Written problem → Skip all pictures, then print the remaining material exactly.

Information given →
——
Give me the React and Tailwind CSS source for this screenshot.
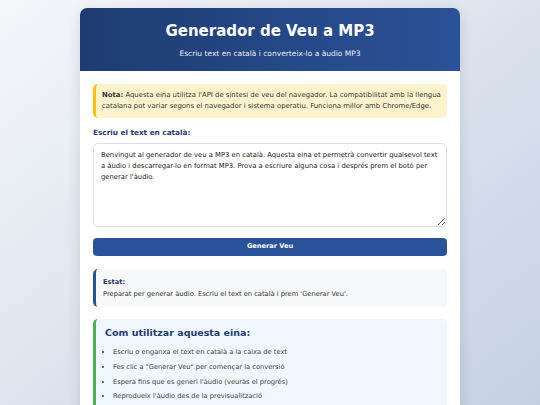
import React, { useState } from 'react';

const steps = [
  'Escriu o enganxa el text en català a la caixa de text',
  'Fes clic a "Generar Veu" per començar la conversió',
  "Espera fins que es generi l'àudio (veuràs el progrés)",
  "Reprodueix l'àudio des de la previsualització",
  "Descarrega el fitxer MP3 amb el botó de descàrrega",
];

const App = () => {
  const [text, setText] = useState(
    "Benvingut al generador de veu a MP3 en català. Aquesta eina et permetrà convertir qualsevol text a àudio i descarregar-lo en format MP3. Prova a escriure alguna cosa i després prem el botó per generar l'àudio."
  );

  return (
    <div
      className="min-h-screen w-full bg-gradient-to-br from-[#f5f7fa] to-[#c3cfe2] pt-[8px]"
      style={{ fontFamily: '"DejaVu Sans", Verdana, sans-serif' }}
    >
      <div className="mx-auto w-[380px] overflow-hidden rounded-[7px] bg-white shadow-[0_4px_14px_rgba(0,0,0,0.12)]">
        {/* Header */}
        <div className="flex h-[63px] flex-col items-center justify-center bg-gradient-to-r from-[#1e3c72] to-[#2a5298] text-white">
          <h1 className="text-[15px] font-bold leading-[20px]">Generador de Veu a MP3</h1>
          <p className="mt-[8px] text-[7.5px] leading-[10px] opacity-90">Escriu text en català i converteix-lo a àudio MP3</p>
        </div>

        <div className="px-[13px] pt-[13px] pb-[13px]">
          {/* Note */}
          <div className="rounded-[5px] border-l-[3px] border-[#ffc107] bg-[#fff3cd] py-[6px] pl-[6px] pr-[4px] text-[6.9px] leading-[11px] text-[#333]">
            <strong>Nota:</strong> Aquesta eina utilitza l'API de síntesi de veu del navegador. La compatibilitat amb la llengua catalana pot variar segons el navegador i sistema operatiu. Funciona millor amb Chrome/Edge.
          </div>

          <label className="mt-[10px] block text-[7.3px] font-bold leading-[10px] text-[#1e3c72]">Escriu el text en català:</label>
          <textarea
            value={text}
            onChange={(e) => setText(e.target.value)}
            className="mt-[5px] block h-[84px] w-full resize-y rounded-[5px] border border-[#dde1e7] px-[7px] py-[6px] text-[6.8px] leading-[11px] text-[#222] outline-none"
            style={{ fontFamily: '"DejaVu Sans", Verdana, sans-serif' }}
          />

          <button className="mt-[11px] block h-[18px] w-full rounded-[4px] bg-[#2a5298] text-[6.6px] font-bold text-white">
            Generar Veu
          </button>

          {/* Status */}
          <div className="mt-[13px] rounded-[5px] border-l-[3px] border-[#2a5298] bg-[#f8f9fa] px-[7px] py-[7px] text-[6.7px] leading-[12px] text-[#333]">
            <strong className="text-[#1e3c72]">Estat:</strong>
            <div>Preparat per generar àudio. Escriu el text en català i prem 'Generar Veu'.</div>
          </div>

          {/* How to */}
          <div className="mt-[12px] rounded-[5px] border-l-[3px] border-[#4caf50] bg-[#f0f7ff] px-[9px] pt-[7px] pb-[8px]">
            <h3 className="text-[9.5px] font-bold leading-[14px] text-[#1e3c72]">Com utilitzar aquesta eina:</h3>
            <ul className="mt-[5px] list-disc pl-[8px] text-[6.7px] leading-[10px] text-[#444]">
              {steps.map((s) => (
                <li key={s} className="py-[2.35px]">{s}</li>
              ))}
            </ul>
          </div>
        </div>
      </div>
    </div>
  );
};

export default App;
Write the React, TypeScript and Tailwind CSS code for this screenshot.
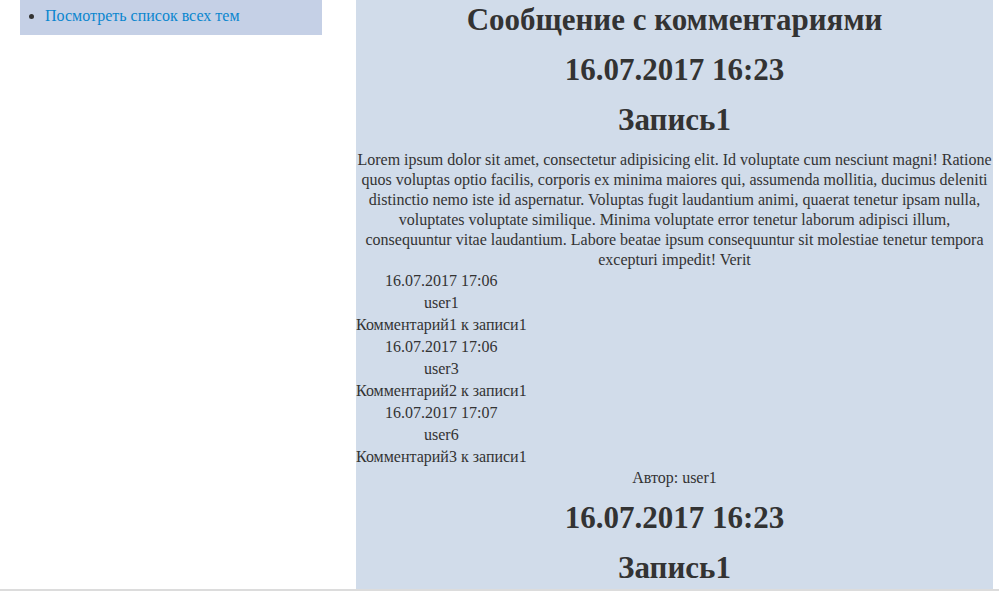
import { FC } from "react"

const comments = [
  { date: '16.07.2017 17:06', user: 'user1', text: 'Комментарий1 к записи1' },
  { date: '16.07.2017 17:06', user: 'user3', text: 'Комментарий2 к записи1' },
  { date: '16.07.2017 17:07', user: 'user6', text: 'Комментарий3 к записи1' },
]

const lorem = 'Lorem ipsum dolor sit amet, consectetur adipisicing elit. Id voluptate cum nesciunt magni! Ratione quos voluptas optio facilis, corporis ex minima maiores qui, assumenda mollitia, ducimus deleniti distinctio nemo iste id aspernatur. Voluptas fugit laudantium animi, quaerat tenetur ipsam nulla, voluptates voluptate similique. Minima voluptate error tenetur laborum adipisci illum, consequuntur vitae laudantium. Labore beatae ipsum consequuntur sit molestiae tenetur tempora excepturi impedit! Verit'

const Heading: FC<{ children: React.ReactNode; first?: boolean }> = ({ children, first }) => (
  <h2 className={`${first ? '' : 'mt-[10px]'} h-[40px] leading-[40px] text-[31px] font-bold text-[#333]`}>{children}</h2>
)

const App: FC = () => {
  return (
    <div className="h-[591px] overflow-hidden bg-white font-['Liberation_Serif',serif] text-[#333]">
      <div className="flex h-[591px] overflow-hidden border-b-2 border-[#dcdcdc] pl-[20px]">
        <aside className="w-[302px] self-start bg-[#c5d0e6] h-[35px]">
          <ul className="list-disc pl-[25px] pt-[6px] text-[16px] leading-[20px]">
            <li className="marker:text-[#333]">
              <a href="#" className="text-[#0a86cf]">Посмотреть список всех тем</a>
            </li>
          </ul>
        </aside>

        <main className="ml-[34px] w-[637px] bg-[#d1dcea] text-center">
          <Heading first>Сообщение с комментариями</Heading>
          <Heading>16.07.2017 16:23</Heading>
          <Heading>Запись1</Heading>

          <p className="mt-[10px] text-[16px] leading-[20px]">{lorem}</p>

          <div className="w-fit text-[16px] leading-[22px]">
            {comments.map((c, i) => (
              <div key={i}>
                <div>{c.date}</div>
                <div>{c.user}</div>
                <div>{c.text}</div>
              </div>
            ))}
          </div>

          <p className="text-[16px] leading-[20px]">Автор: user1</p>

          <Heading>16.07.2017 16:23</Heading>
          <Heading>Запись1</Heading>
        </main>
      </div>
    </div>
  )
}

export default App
——
The response →
Give me the React and Tailwind CSS source for this screenshot.
import React, { useState } from 'react';

const steps = [
  'Escriu o enganxa el text en català a la caixa de text',
  'Fes clic a "Generar Veu" per començar la conversió',
  "Espera fins que es generi l'àudio (veuràs el progrés)",
  "Reprodueix l'àudio des de la previsualització",
  "Descarrega el fitxer MP3 amb el botó de descàrrega",
];

const App = () => {
  const [text, setText] = useState(
    "Benvingut al generador de veu a MP3 en català. Aquesta eina et permetrà convertir qualsevol text a àudio i descarregar-lo en format MP3. Prova a escriure alguna cosa i després prem el botó per generar l'àudio."
  );

  return (
    <div
      className="min-h-screen w-full bg-gradient-to-br from-[#f5f7fa] to-[#c3cfe2] pt-[8px]"
      style={{ fontFamily: '"DejaVu Sans", Verdana, sans-serif' }}
    >
      <div className="mx-auto w-[380px] overflow-hidden rounded-[7px] bg-white shadow-[0_4px_14px_rgba(0,0,0,0.12)]">
        {/* Header */}
        <div className="flex h-[63px] flex-col items-center justify-center bg-gradient-to-r from-[#1e3c72] to-[#2a5298] text-white">
          <h1 className="text-[15px] font-bold leading-[20px]">Generador de Veu a MP3</h1>
          <p className="mt-[8px] text-[7.5px] leading-[10px] opacity-90">Escriu text en català i converteix-lo a àudio MP3</p>
        </div>

        <div className="px-[13px] pt-[13px] pb-[13px]">
          {/* Note */}
          <div className="rounded-[5px] border-l-[3px] border-[#ffc107] bg-[#fff3cd] py-[6px] pl-[6px] pr-[4px] text-[6.9px] leading-[11px] text-[#333]">
            <strong>Nota:</strong> Aquesta eina utilitza l'API de síntesi de veu del navegador. La compatibilitat amb la llengua catalana pot variar segons el navegador i sistema operatiu. Funciona millor amb Chrome/Edge.
          </div>

          <label className="mt-[10px] block text-[7.3px] font-bold leading-[10px] text-[#1e3c72]">Escriu el text en català:</label>
          <textarea
            value={text}
            onChange={(e) => setText(e.target.value)}
            className="mt-[5px] block h-[84px] w-full resize-y rounded-[5px] border border-[#dde1e7] px-[7px] py-[6px] text-[6.8px] leading-[11px] text-[#222] outline-none"
            style={{ fontFamily: '"DejaVu Sans", Verdana, sans-serif' }}
          />

          <button className="mt-[11px] block h-[18px] w-full rounded-[4px] bg-[#2a5298] text-[6.6px] font-bold text-white">
            Generar Veu
          </button>

          {/* Status */}
          <div className="mt-[13px] rounded-[5px] border-l-[3px] border-[#2a5298] bg-[#f8f9fa] px-[7px] py-[7px] text-[6.7px] leading-[12px] text-[#333]">
            <strong className="text-[#1e3c72]">Estat:</strong>
            <div>Preparat per generar àudio. Escriu el text en català i prem 'Generar Veu'.</div>
          </div>

          {/* How to */}
          <div className="mt-[12px] rounded-[5px] border-l-[3px] border-[#4caf50] bg-[#f0f7ff] px-[9px] pt-[7px] pb-[8px]">
            <h3 className="text-[9.5px] font-bold leading-[14px] text-[#1e3c72]">Com utilitzar aquesta eina:</h3>
            <ul className="mt-[5px] list-disc pl-[8px] text-[6.7px] leading-[10px] text-[#444]">
              {steps.map((s) => (
                <li key={s} className="py-[2.35px]">{s}</li>
              ))}
            </ul>
          </div>
        </div>
      </div>
    </div>
  );
};

export default App;
Write the React, TypeScript and Tailwind CSS code for this screenshot.
import { FC } from "react"

const comments = [
  { date: '16.07.2017 17:06', user: 'user1', text: 'Комментарий1 к записи1' },
  { date: '16.07.2017 17:06', user: 'user3', text: 'Комментарий2 к записи1' },
  { date: '16.07.2017 17:07', user: 'user6', text: 'Комментарий3 к записи1' },
]

const lorem = 'Lorem ipsum dolor sit amet, consectetur adipisicing elit. Id voluptate cum nesciunt magni! Ratione quos voluptas optio facilis, corporis ex minima maiores qui, assumenda mollitia, ducimus deleniti distinctio nemo iste id aspernatur. Voluptas fugit laudantium animi, quaerat tenetur ipsam nulla, voluptates voluptate similique. Minima voluptate error tenetur laborum adipisci illum, consequuntur vitae laudantium. Labore beatae ipsum consequuntur sit molestiae tenetur tempora excepturi impedit! Verit'

const Heading: FC<{ children: React.ReactNode; first?: boolean }> = ({ children, first }) => (
  <h2 className={`${first ? '' : 'mt-[10px]'} h-[40px] leading-[40px] text-[31px] font-bold text-[#333]`}>{children}</h2>
)

const App: FC = () => {
  return (
    <div className="h-[591px] overflow-hidden bg-white font-['Liberation_Serif',serif] text-[#333]">
      <div className="flex h-[591px] overflow-hidden border-b-2 border-[#dcdcdc] pl-[20px]">
        <aside className="w-[302px] self-start bg-[#c5d0e6] h-[35px]">
          <ul className="list-disc pl-[25px] pt-[6px] text-[16px] leading-[20px]">
            <li className="marker:text-[#333]">
              <a href="#" className="text-[#0a86cf]">Посмотреть список всех тем</a>
            </li>
          </ul>
        </aside>

        <main className="ml-[34px] w-[637px] bg-[#d1dcea] text-center">
          <Heading first>Сообщение с комментариями</Heading>
          <Heading>16.07.2017 16:23</Heading>
          <Heading>Запись1</Heading>

          <p className="mt-[10px] text-[16px] leading-[20px]">{lorem}</p>

          <div className="w-fit text-[16px] leading-[22px]">
            {comments.map((c, i) => (
              <div key={i}>
                <div>{c.date}</div>
                <div>{c.user}</div>
                <div>{c.text}</div>
              </div>
            ))}
          </div>

          <p className="text-[16px] leading-[20px]">Автор: user1</p>

          <Heading>16.07.2017 16:23</Heading>
          <Heading>Запись1</Heading>
        </main>
      </div>
    </div>
  )
}

export default App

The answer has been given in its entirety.